▶ **WHAT YOU WILL DO**
Restate the data below word for word. Skip any images it contains.

▶ **INFORMATION SUPPLIED**
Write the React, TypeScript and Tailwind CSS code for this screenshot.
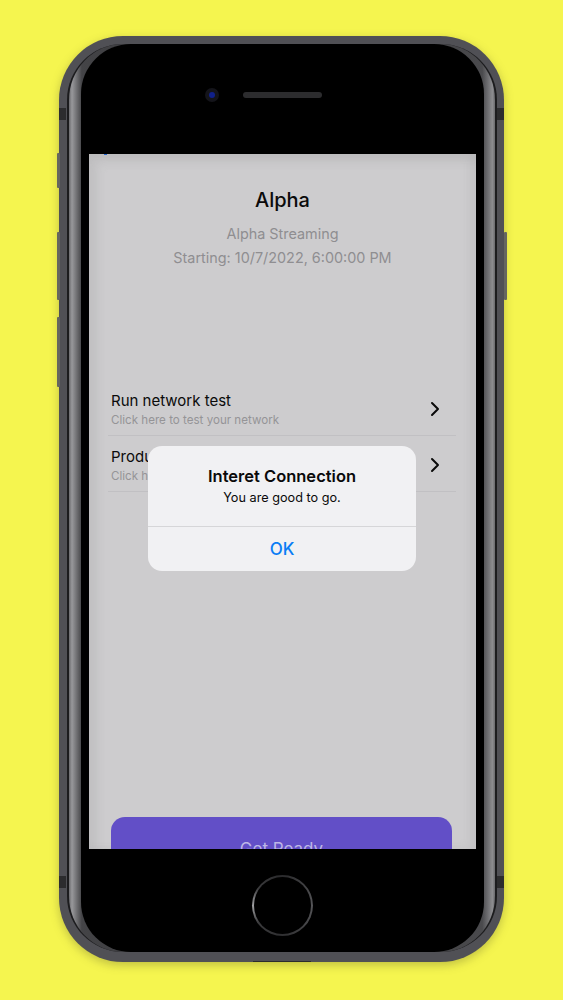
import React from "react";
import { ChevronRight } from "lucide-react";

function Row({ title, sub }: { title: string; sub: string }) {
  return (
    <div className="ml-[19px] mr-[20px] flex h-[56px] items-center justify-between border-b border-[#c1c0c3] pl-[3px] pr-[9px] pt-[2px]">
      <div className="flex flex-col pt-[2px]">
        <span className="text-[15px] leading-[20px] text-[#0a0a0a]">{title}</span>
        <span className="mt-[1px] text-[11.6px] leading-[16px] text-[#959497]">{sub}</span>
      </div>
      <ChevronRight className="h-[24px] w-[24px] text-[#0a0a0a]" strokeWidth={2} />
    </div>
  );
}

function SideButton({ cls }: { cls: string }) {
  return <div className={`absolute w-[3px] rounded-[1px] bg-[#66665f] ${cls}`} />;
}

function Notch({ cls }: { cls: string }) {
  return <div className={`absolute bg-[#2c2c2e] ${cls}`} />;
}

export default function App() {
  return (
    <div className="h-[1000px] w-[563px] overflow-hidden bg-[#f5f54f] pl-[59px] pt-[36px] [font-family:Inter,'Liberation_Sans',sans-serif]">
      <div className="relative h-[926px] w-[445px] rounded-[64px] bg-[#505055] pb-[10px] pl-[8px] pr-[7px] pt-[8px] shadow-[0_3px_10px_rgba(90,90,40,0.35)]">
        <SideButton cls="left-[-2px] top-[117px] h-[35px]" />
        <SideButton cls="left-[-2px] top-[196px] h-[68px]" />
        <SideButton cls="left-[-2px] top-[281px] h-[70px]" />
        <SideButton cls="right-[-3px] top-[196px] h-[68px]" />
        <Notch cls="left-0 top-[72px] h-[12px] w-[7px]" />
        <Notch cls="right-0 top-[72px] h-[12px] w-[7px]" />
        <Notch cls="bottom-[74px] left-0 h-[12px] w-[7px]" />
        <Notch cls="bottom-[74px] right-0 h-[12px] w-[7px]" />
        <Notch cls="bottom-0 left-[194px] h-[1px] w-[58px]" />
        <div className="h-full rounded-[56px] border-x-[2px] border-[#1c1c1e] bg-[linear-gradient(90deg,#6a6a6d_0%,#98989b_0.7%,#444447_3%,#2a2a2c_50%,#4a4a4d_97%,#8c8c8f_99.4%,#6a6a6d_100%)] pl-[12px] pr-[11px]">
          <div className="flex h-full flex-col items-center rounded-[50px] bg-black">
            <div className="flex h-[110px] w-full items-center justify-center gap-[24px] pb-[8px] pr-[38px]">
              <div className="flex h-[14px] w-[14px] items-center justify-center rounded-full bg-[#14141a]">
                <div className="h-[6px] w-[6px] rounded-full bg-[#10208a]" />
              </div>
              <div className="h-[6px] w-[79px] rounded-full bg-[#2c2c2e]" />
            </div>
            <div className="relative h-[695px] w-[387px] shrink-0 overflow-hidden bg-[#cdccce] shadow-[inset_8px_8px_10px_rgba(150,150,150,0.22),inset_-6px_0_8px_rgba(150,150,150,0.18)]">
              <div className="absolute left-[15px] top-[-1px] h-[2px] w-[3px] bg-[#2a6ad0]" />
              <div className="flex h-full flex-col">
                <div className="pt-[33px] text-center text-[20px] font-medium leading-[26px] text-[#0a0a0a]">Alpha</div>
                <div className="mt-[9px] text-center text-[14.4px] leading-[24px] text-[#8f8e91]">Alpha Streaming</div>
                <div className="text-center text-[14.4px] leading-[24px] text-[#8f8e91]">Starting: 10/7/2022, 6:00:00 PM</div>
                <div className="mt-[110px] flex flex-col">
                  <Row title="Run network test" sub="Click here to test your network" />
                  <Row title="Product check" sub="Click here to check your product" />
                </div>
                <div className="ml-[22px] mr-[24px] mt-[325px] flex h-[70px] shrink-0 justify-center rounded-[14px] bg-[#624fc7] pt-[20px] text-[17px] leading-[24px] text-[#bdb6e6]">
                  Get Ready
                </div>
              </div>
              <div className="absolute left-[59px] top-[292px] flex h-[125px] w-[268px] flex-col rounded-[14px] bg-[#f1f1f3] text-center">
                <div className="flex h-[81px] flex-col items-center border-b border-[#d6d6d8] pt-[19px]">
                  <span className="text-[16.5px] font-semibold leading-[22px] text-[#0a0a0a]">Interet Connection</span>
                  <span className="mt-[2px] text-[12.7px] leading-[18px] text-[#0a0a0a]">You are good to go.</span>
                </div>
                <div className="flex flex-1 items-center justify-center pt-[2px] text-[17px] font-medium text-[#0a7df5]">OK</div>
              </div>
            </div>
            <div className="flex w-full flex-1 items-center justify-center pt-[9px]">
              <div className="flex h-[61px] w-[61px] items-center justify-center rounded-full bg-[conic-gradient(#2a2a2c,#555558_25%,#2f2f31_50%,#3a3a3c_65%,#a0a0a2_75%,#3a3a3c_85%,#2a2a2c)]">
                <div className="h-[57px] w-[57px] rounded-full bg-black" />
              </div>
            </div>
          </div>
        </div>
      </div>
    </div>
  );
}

▶ **FULL ANSWER**
Write the React, TypeScript and Tailwind CSS code for this screenshot.
import React from "react";
import { ChevronRight } from "lucide-react";

function Row({ title, sub }: { title: string; sub: string }) {
  return (
    <div className="ml-[19px] mr-[20px] flex h-[56px] items-center justify-between border-b border-[#c1c0c3] pl-[3px] pr-[9px] pt-[2px]">
      <div className="flex flex-col pt-[2px]">
        <span className="text-[15px] leading-[20px] text-[#0a0a0a]">{title}</span>
        <span className="mt-[1px] text-[11.6px] leading-[16px] text-[#959497]">{sub}</span>
      </div>
      <ChevronRight className="h-[24px] w-[24px] text-[#0a0a0a]" strokeWidth={2} />
    </div>
  );
}

function SideButton({ cls }: { cls: string }) {
  return <div className={`absolute w-[3px] rounded-[1px] bg-[#66665f] ${cls}`} />;
}

function Notch({ cls }: { cls: string }) {
  return <div className={`absolute bg-[#2c2c2e] ${cls}`} />;
}

export default function App() {
  return (
    <div className="h-[1000px] w-[563px] overflow-hidden bg-[#f5f54f] pl-[59px] pt-[36px] [font-family:Inter,'Liberation_Sans',sans-serif]">
      <div className="relative h-[926px] w-[445px] rounded-[64px] bg-[#505055] pb-[10px] pl-[8px] pr-[7px] pt-[8px] shadow-[0_3px_10px_rgba(90,90,40,0.35)]">
        <SideButton cls="left-[-2px] top-[117px] h-[35px]" />
        <SideButton cls="left-[-2px] top-[196px] h-[68px]" />
        <SideButton cls="left-[-2px] top-[281px] h-[70px]" />
        <SideButton cls="right-[-3px] top-[196px] h-[68px]" />
        <Notch cls="left-0 top-[72px] h-[12px] w-[7px]" />
        <Notch cls="right-0 top-[72px] h-[12px] w-[7px]" />
        <Notch cls="bottom-[74px] left-0 h-[12px] w-[7px]" />
        <Notch cls="bottom-[74px] right-0 h-[12px] w-[7px]" />
        <Notch cls="bottom-0 left-[194px] h-[1px] w-[58px]" />
        <div className="h-full rounded-[56px] border-x-[2px] border-[#1c1c1e] bg-[linear-gradient(90deg,#6a6a6d_0%,#98989b_0.7%,#444447_3%,#2a2a2c_50%,#4a4a4d_97%,#8c8c8f_99.4%,#6a6a6d_100%)] pl-[12px] pr-[11px]">
          <div className="flex h-full flex-col items-center rounded-[50px] bg-black">
            <div className="flex h-[110px] w-full items-center justify-center gap-[24px] pb-[8px] pr-[38px]">
              <div className="flex h-[14px] w-[14px] items-center justify-center rounded-full bg-[#14141a]">
                <div className="h-[6px] w-[6px] rounded-full bg-[#10208a]" />
              </div>
              <div className="h-[6px] w-[79px] rounded-full bg-[#2c2c2e]" />
            </div>
            <div className="relative h-[695px] w-[387px] shrink-0 overflow-hidden bg-[#cdccce] shadow-[inset_8px_8px_10px_rgba(150,150,150,0.22),inset_-6px_0_8px_rgba(150,150,150,0.18)]">
              <div className="absolute left-[15px] top-[-1px] h-[2px] w-[3px] bg-[#2a6ad0]" />
              <div className="flex h-full flex-col">
                <div className="pt-[33px] text-center text-[20px] font-medium leading-[26px] text-[#0a0a0a]">Alpha</div>
                <div className="mt-[9px] text-center text-[14.4px] leading-[24px] text-[#8f8e91]">Alpha Streaming</div>
                <div className="text-center text-[14.4px] leading-[24px] text-[#8f8e91]">Starting: 10/7/2022, 6:00:00 PM</div>
                <div className="mt-[110px] flex flex-col">
                  <Row title="Run network test" sub="Click here to test your network" />
                  <Row title="Product check" sub="Click here to check your product" />
                </div>
                <div className="ml-[22px] mr-[24px] mt-[325px] flex h-[70px] shrink-0 justify-center rounded-[14px] bg-[#624fc7] pt-[20px] text-[17px] leading-[24px] text-[#bdb6e6]">
                  Get Ready
                </div>
              </div>
              <div className="absolute left-[59px] top-[292px] flex h-[125px] w-[268px] flex-col rounded-[14px] bg-[#f1f1f3] text-center">
                <div className="flex h-[81px] flex-col items-center border-b border-[#d6d6d8] pt-[19px]">
                  <span className="text-[16.5px] font-semibold leading-[22px] text-[#0a0a0a]">Interet Connection</span>
                  <span className="mt-[2px] text-[12.7px] leading-[18px] text-[#0a0a0a]">You are good to go.</span>
                </div>
                <div className="flex flex-1 items-center justify-center pt-[2px] text-[17px] font-medium text-[#0a7df5]">OK</div>
              </div>
            </div>
            <div className="flex w-full flex-1 items-center justify-center pt-[9px]">
              <div className="flex h-[61px] w-[61px] items-center justify-center rounded-full bg-[conic-gradient(#2a2a2c,#555558_25%,#2f2f31_50%,#3a3a3c_65%,#a0a0a2_75%,#3a3a3c_85%,#2a2a2c)]">
                <div className="h-[57px] w-[57px] rounded-full bg-black" />
              </div>
            </div>
          </div>
        </div>
      </div>
    </div>
  );
}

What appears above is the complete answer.